Sunday, June 07, 2009

Philosophical Data

I've previously noted that some of the deepest philosophical disagreements are traceable to differing assumptions about what needs to be explained.

A reductionist might assume that we simply need to explain the third-personal empirical data: e.g. the facts that we have certain brain states, make certain vocalizations, etc. They then deny the reality of any further philosophical phenomena (e.g. irreducible qualia, normativity, etc.) on the grounds of parsimony: none of that is necessary to explain the scientific data. You don't need to posit moral facts in order to explain the occurrence of moral intuitions.

That's true enough. I don't think scientific inquiry should lead us to believe in moral realism. But I also don't think that science exhausts all there is to know. The philosophical 'data' may be more expansive than the empirical data, since we may know things other than third-personal observational facts. For an obvious example, I know that I'm phenomenally conscious. This datum calls out for explanation. For another example: we can (I assume) also know various moral/normative truths, in which case the search for a systematic moral/normative theory would be well-motivated (despite the fact that it wouldn't help explain the limited subset of data that the reductionist exclusively concerns himself with).

There are also various facts about epistemic normativity which call out for explanation. For example, I take it as given that rational induction is possible. We ought to believe that an emerald first observed after 2020 will be green, not grue. Such differences in 'projectability' may motivate positing objective structure: arguably, the reason why we can project 'green' but not 'grue' is because the former property is metaphysically privileged in an important sense. It is a more "natural" property, in the sense that collections of green things are (in respect of their colour) objectively more similar than collections of grue things.

So, realists (of various stripes) will dispute the reductionist's limited construal of 'the data to be explained'. This raises the difficult question: how can we make dialectical progress in resolving such fundamental disagreements? Are there generally acceptable moves for supporting or undermining the inclusion of a particular claim as "given"?

It seems there must be some constraints here. Something has gone badly wrong with the person who takes the existence of the Flying Spaghetti Monster as a datum. This seems like a belief that should be undermined by skeptical probing, if it does no essential work in explaining anything else. But then why can't the skeptic likewise dispense with any other self-contained cluster of beliefs (say, normative beliefs; or even empirical beliefs!), if they do no essential work in explaining anything else?

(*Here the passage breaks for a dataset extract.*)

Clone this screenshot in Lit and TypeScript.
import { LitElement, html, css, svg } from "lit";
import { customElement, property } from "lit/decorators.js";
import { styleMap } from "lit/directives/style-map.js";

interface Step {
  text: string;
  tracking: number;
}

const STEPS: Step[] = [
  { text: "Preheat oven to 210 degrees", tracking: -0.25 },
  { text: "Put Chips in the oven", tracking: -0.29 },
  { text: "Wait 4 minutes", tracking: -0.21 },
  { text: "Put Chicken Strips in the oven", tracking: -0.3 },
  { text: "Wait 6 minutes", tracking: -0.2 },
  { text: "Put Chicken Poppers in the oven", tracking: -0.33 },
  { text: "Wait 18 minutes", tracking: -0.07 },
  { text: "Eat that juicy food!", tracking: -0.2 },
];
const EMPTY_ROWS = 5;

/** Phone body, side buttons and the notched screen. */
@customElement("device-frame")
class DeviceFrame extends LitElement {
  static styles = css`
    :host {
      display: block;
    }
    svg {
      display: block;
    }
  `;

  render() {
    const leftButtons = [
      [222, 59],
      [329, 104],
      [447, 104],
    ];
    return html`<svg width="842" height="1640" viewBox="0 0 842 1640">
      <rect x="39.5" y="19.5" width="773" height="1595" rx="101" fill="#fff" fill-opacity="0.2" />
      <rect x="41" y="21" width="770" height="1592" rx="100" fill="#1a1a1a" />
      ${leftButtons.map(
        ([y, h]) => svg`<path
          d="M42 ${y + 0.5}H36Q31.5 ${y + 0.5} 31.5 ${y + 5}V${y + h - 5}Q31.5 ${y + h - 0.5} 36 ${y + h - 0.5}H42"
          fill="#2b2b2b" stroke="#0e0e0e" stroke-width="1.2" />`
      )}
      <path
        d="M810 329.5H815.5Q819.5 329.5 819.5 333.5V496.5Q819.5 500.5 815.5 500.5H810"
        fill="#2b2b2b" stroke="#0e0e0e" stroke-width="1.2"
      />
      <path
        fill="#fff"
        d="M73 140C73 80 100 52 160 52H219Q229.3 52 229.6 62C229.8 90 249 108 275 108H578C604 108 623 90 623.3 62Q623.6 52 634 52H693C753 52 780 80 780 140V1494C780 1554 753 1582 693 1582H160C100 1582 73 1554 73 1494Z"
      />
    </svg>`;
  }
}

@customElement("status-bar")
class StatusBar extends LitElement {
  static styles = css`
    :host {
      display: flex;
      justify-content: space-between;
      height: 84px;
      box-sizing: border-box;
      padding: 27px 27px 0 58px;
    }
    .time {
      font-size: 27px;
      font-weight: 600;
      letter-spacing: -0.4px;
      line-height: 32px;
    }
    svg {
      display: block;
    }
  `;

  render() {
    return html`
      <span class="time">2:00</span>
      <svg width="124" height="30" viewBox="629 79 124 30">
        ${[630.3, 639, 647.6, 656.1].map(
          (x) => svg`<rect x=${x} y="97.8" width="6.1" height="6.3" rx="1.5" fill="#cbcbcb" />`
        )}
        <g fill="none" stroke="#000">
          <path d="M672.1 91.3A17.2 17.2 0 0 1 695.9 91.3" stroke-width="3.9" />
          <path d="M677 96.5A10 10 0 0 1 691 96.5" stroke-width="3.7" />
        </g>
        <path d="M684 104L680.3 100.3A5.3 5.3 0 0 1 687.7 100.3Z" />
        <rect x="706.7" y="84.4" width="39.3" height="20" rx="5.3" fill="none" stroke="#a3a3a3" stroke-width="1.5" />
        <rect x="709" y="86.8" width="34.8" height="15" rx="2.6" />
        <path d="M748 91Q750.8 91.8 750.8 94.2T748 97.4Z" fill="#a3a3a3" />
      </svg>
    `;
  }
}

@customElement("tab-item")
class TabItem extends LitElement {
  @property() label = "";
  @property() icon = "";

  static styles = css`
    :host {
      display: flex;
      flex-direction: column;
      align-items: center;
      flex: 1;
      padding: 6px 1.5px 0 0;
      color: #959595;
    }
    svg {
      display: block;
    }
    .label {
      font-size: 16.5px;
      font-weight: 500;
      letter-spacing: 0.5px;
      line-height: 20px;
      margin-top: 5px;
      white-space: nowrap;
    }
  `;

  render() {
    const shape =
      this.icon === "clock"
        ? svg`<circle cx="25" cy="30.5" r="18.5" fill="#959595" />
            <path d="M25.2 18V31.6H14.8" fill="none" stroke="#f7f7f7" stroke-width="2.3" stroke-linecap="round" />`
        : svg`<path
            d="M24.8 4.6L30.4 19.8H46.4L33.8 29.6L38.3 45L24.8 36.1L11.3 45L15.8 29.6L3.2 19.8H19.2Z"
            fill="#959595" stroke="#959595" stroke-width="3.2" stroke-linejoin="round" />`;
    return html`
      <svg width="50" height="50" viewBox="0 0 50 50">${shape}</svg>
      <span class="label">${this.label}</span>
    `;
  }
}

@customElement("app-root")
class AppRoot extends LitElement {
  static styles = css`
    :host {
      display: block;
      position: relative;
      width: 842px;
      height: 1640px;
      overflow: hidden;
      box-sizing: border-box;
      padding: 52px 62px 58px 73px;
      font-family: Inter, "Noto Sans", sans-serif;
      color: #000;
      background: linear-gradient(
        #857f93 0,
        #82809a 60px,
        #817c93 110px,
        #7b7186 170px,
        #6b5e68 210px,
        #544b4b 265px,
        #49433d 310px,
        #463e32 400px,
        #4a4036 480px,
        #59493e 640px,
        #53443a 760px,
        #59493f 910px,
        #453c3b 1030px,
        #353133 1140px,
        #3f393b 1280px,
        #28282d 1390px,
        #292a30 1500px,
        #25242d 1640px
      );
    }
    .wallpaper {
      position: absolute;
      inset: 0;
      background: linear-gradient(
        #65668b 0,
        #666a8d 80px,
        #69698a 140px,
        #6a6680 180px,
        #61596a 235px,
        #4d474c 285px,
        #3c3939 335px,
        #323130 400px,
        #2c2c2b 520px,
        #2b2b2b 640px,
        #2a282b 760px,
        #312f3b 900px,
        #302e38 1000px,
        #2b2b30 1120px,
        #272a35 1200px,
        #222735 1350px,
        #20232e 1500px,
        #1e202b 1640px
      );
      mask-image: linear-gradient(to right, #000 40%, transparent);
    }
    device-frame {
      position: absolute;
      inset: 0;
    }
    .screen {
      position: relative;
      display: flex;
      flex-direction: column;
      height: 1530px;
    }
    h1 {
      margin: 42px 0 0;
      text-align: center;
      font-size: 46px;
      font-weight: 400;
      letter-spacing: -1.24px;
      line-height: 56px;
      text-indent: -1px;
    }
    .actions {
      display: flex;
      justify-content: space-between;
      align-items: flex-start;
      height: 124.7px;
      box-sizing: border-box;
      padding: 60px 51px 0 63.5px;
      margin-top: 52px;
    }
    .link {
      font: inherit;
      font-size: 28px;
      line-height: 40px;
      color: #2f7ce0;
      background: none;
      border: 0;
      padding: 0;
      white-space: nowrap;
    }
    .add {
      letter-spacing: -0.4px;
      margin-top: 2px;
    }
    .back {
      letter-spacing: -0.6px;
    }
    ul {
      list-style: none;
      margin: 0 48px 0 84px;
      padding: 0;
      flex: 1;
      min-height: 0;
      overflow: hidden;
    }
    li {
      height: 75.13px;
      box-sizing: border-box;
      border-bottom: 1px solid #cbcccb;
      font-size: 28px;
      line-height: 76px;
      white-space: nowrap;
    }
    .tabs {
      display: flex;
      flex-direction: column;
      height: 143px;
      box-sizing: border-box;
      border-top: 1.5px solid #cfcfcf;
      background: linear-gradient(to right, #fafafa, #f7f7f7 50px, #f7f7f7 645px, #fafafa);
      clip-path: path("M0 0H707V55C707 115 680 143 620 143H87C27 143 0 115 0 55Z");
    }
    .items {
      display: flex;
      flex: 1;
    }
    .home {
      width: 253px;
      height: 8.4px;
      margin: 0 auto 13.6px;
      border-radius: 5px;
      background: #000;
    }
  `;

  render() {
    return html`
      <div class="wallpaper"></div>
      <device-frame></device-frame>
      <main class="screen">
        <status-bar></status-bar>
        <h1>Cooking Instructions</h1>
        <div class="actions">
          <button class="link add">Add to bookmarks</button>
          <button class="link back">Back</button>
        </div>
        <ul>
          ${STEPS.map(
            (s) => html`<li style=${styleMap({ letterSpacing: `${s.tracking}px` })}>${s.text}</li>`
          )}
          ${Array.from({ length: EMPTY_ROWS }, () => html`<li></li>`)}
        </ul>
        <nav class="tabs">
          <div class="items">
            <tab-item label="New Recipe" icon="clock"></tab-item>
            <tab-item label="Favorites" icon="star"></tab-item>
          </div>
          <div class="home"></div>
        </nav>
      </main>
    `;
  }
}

What is it that makes empirical beliefs (and, arguably, normative beliefs) indispensable in this way?

I'm unsure what to say about this. My best attempt at an answer is to appeal to transcendental / "may as well" arguments. At least in case of epistemic normativity: anti-skepticism is a precondition for successful inquiry, so we may as well take it on faith. If we're wrong, we're screwed anyway; but if we're right -- if we have any chance at all of attaining knowledge -- then this assumption positions us to make the most of it. (Cf. Intellectual Black Holes.)

A similar argument applies to practical normativity: we may as well assume there's something we ought to do (then work out what it would be, and act accordingly). It's only on this assumption that our choices matter -- that we ever act rightly or wrongly -- so this is the only possibility that is worth taking into account.

It's less clear whether any such neutral justification can be given for the assumption of first-personal subjective experience. In this case, it's more of a Moorean fact: something we're more certain of than we are of any argument to the contrary. The inescapability thus looks to be merely psychological: there's little I could say to someone with different beliefs -- e.g. a self-identified "zombie" -- to convince them that they're really conscious. (One of my undergrad professors insisted that he has no idea what all this talk of 'subjective experience' is about.)

This shouldn't necessarily undermine the belief. We have little option but to reason from what personally strikes us as true -- even if others think differently, that shouldn't make it impossible for us to come to justified beliefs. But, on the other hand, nor should we want subjective certainty to suffice for justification: someone might be irrationally certain that the FSM exists, after all. The difficulty is that, at the bedrock level, there are no neutral arguments left to distinguish between the various positions. It looks like we must simply make a stab in the dark and insist that certain views (our own, if we're lucky) are brutely justified and others aren't.

It would be nice if we could say something a little more illuminating.